How to follow up a film like A Quiet Place? Seeing as its best quality was its originality, you can’t really just give more of the same. And the plot – basically, a group of people need to stay quiet to avoid being destroyed by aliens – was barely enough to cover 90 minutes, let alone a second film. And yet, this sequel contains enough style to justify itself.
Again, we kick off with an impressive opening. An empty village which we remember from the first film. Yet, although the streets are deserted, something is different. Gradually we hear sounds – a dog barking, a radio playing. Everyone is down at the baseball ground where a little league game is in progress. A caption appears: “Day 1”.
We see the father of the family who starred in the first film. As conversation is now allowed, he is given a name – Lee. As his son goes in to bat, we see clouds of smoke. Before long, the scary lizard aliens have arrived and laid waste to the village. The family escapes, soon to reappear on Day 400 and something – sans dad, who was killed off in the first film.
Again, the plot is simple enough. They come across an old mate of dad, who is first cagey and suspicious but is drawn into offering help. The cute deaf daughter leaves on a mission, and as mother can’t leave her baby, she sends dad’s old mate in chase. Then she decides she can leave her baby with her young son and a tank of oxygen after all and goes off to the shops.
Once more, there are some terrific set pieces, and the Jaws-y score is manipulative enough to stop our hearts on regular occasions. Once more, the acting is superb – not least by Millicent Simmonds as the feisty daughter who is essentially carrying on dad’s role from the previous film. And the pace is usually quick enough for us to ignore the inconsistencies, but not quite.
The film is definitely worth seeing, but it also irritated me no end. In the first film, the evil reptiles were lightning fast – one minute someone is walking through the countryside, the next there’s a whoosh and they’re a handful of dust. Now there are several scenes where a character wards off a monster which cowers undecided in frame – the equivalent of a Bond villain explaining their motivation, giving Bond enough time to escape.
This is not only inconsistent, it makes for bad drama.
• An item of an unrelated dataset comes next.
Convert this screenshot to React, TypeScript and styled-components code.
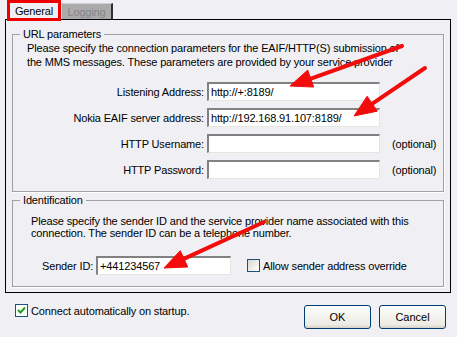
import React, { FC } from 'react';
import styled, { createGlobalStyle } from 'styled-components';

const GlobalStyle = createGlobalStyle`
  html, body {
    margin: 0;
    padding: 0;
    background: #f0f0f4;
  }
  body {
    font-family: 'Liberation Sans', Arial, sans-serif;
    font-size: 11px;
    letter-spacing: -0.15px;
    color: #000;
  }
`;

const Dialog = styled.div`
  position: relative;
  width: 457px;
  height: 337px;
  overflow: hidden;
  background: #f0f0f4;
`;

const TabStrip = styled.div`
  position: relative;
  z-index: 1;
  display: flex;
  align-items: flex-end;
  height: 21px;
  padding-left: 7px;
  margin-bottom: -2px;
`;

const ActiveTab = styled.div`
  box-sizing: border-box;
  width: 54px;
  height: 21px;
  border: 3px solid #ee0000;
  background: #f0f0f4;
  display: flex;
  align-items: center;
  justify-content: center;
  padding-top: 1px;
`;

const Tab = styled.div`
  box-sizing: border-box;
  width: 52px;
  height: 16px;
  margin-bottom: 2px;
  border-left: 1px solid #d8d8d8;
  border-top: 1px solid #d0d0d0;
  border-right: 2px solid #303030;
  background: #ababab;
  color: #848484;
  display: flex;
  align-items: center;
  justify-content: center;
`;

const Panel = styled.div`
  box-sizing: border-box;
  height: 274px;
  margin: 0 6px 0 5px;
  border: 1px solid #000;
  padding: 0 6px;
`;

const Group = styled.fieldset<{ $top: number; $left: number; $bottom: number }>`
  margin: ${(p) => p.$top}px 0 0;
  padding: 0 8px ${(p) => p.$bottom}px ${(p) => p.$left}px;
  border: 1px solid #a0a0a0;
  box-shadow: 1px 1px 0 #fff;
  min-width: 0;
`;

const Legend = styled.legend<{ $shift: number }>`
  margin-left: -${(p) => p.$shift}px;
  padding: 0 3px;
  line-height: 13px;
`;

const Note = styled.p<{ $lh: number; $top: number }>`
  margin: ${(p) => p.$top}px 0 0;
  line-height: ${(p) => p.$lh}px;
  white-space: nowrap;
`;

const FormGrid = styled.div`
  display: grid;
  grid-template-columns: 180px 173px auto;
  grid-auto-rows: 19px;
  row-gap: 7px;
  column-gap: 3px;
  align-items: center;
  margin-top: 13px;
  margin-left: -3px;
`;

const Label = styled.label`
  text-align: right;
  white-space: nowrap;
`;

const Input = styled.div<{ $width?: number }>`
  box-sizing: border-box;
  height: 19px;
  ${(p) => (p.$width ? `width: ${p.$width}px;` : '')}
  border-top: 2px solid #818181;
  border-left: 2px solid #818181;
  border-right: 1px solid #e6e6de;
  border-bottom: 1px solid #e6e6de;
  background: #fff;
  padding-left: 2px;
  display: flex;
  align-items: center;
  white-space: nowrap;
`;

const Hint = styled.span`
  margin-left: 9px;
`;

const SenderRow = styled.div`
  display: flex;
  align-items: center;
  margin-top: 17px;
  padding-left: 11px;
  height: 19px;
`;

const CheckLabel = styled.label<{ $gap: number }>`
  display: flex;
  align-items: center;
  gap: ${(p) => p.$gap}px;
  white-space: nowrap;
`;

const Box = styled.span<{ $checked?: boolean }>`
  box-sizing: border-box;
  width: 13px;
  height: 13px;
  border: 1px solid #1c5180;
  background: ${(p) =>
    p.$checked ? '#fff' : 'linear-gradient(135deg, #d8d8d2 0%, #f4f4f0 70%, #fff 100%)'};
  display: flex;
  align-items: center;
  justify-content: center;
`;

const BottomBar = styled.div`
  display: flex;
  justify-content: space-between;
  align-items: flex-start;
  padding: 11px 11px 0 15px;
`;

const Buttons = styled.div`
  display: flex;
  gap: 8px;
  margin-top: 1px;
`;

const Button = styled.button`
  box-sizing: border-box;
  width: 67px;
  height: 24px;
  border: 1px solid #003c74;
  border-radius: 3px;
  background: linear-gradient(#ffffff 0%, #f4f4f0 40%, #ecebe6 85%, #d6d0c5 100%);
  font-family: 'Liberation Sans', Arial, sans-serif;
  font-size: 11px;
  color: #000;
  padding: 0;
`;

const Overlay = styled.svg`
  position: absolute;
  left: 0;
  top: 0;
  pointer-events: none;
  z-index: 2;
`;

type ArrowProps = { x1: number; y1: number; x2: number; y2: number };

const Arrow: FC<ArrowProps> = ({ x1, y1, x2, y2 }) => {
  const dx = x2 - x1;
  const dy = y2 - y1;
  const len = Math.hypot(dx, dy);
  const ux = dx / len;
  const uy = dy / len;
  const head = 22;
  const half = 9;
  const bx = x2 - ux * head;
  const by = y2 - uy * head;
  const pts = [
    `${x2},${y2}`,
    `${bx - uy * half},${by + ux * half}`,
    `${bx + uy * half},${by - ux * half}`,
  ].join(' ');
  return (
    <g fill="#f20c0c" stroke="#f20c0c">
      <line x1={x1} y1={y1} x2={bx + ux * 2} y2={by + uy * 2} strokeWidth={4} strokeLinecap="round" />
      <polygon points={pts} strokeWidth={1} strokeLinejoin="round" />
    </g>
  );
};

const App: FC = () => (
  <Dialog>
    <GlobalStyle />
    <TabStrip>
      <ActiveTab>General</ActiveTab>
      <Tab>Logging</Tab>
    </TabStrip>
    <Panel>
      <Group $top={8} $left={14} $bottom={12}>
        <Legend $shift={7}>URL parameters</Legend>
        <Note $lh={14} $top={0}>
          Please specify the connection parameters for the EAIF/HTTP(S) submission of
          <br />
          the MMS messages. These parameters are provided by your service provider
        </Note>
        <FormGrid>
          <Label>Listening Address:</Label>
          <Input>http://+:8189/</Input>
          <span />
          <Label>Nokia EAIF server address:</Label>
          <Input>http://192.168.91.107:8189/</Input>
          <span />
          <Label>HTTP Username:</Label>
          <Input />
          <Hint>(optional)</Hint>
          <Label>HTTP Password:</Label>
          <Input />
          <Hint>(optional)</Hint>
        </FormGrid>
      </Group>
      <Group $top={2} $left={18} $bottom={11}>
        <Legend $shift={11}>Identification</Legend>
        <Note $lh={12} $top={8}>
          Please specify the sender ID and the service provider name associated with this
          <br />
          connection. The sender ID can be a telephone number.
        </Note>
        <SenderRow>
          <Label>Sender ID:</Label>
          <Input $width={135} style={{ marginLeft: 3 }}>+441234567</Input>
          <CheckLabel $gap={3} style={{ marginLeft: 16 }}>
            <Box />
            Allow sender address override
          </CheckLabel>
        </SenderRow>
      </Group>
    </Panel>
    <BottomBar>
      <CheckLabel $gap={3}>
        <Box $checked>
          <svg width="9" height="9" viewBox="0 0 9 9">
            <path d="M1 4 L3.5 6.5 L8 1.5" fill="none" stroke="#21a121" strokeWidth="2" />
          </svg>
        </Box>
        Connect automatically on startup.
      </CheckLabel>
      <Buttons>
        <Button>OK</Button>
        <Button>Cancel</Button>
      </Buttons>
    </BottomBar>
    <Overlay width={457} height={337}>
      <Arrow x1={402} y1={46} x2={290} y2={86} />
      <Arrow x1={425} y1={68} x2={354} y2={116} />
      <Arrow x1={264} y1={222} x2={164} y2={268} />
    </Overlay>
  </Dialog>
);

export default App;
For most of the first film, tension was ramped up because although it looked like nothing was going on, you knew that any minute that would change. Now suddenly the invincible reptiles are fallible after all, which makes them much less scary.
And then there’s the way in which the fates of the characters mirror each other. For most of the film, we are shown first three, later two, parallel stories – of the daughter, accompanied by dad’s mate, of the son who’s been dumped with the baby, and of mum making out on her own. And time and time again, their actions mirror each other.
So, we see each one in turn walking through bleak countryside while anticipatory music plays until a monster appears. Then we see each use the dubious strategy we saw in the previous film of using amplified feedback to buy themselves some time. And then each one in turn slays the beast which has been pursuing them.
And I’m sure some Great Artistic Point is being made here, but the fact that pretty much the same thing is happening to different people at the same time adds to a sense of artificiality. And I know its a strange thing to say about a film about blind space lizards which destroy you if you make a noise, this just doesn’t ring true. It makes it all seem like a story which someone is just making up.
It’s a story worth hearing, and yes this is a good looking film that is worth watching. But I get the feeling that its gone as far as it can go without getting pretty tiresome. Enjoy the second film, but I’m not really sure that we need a third.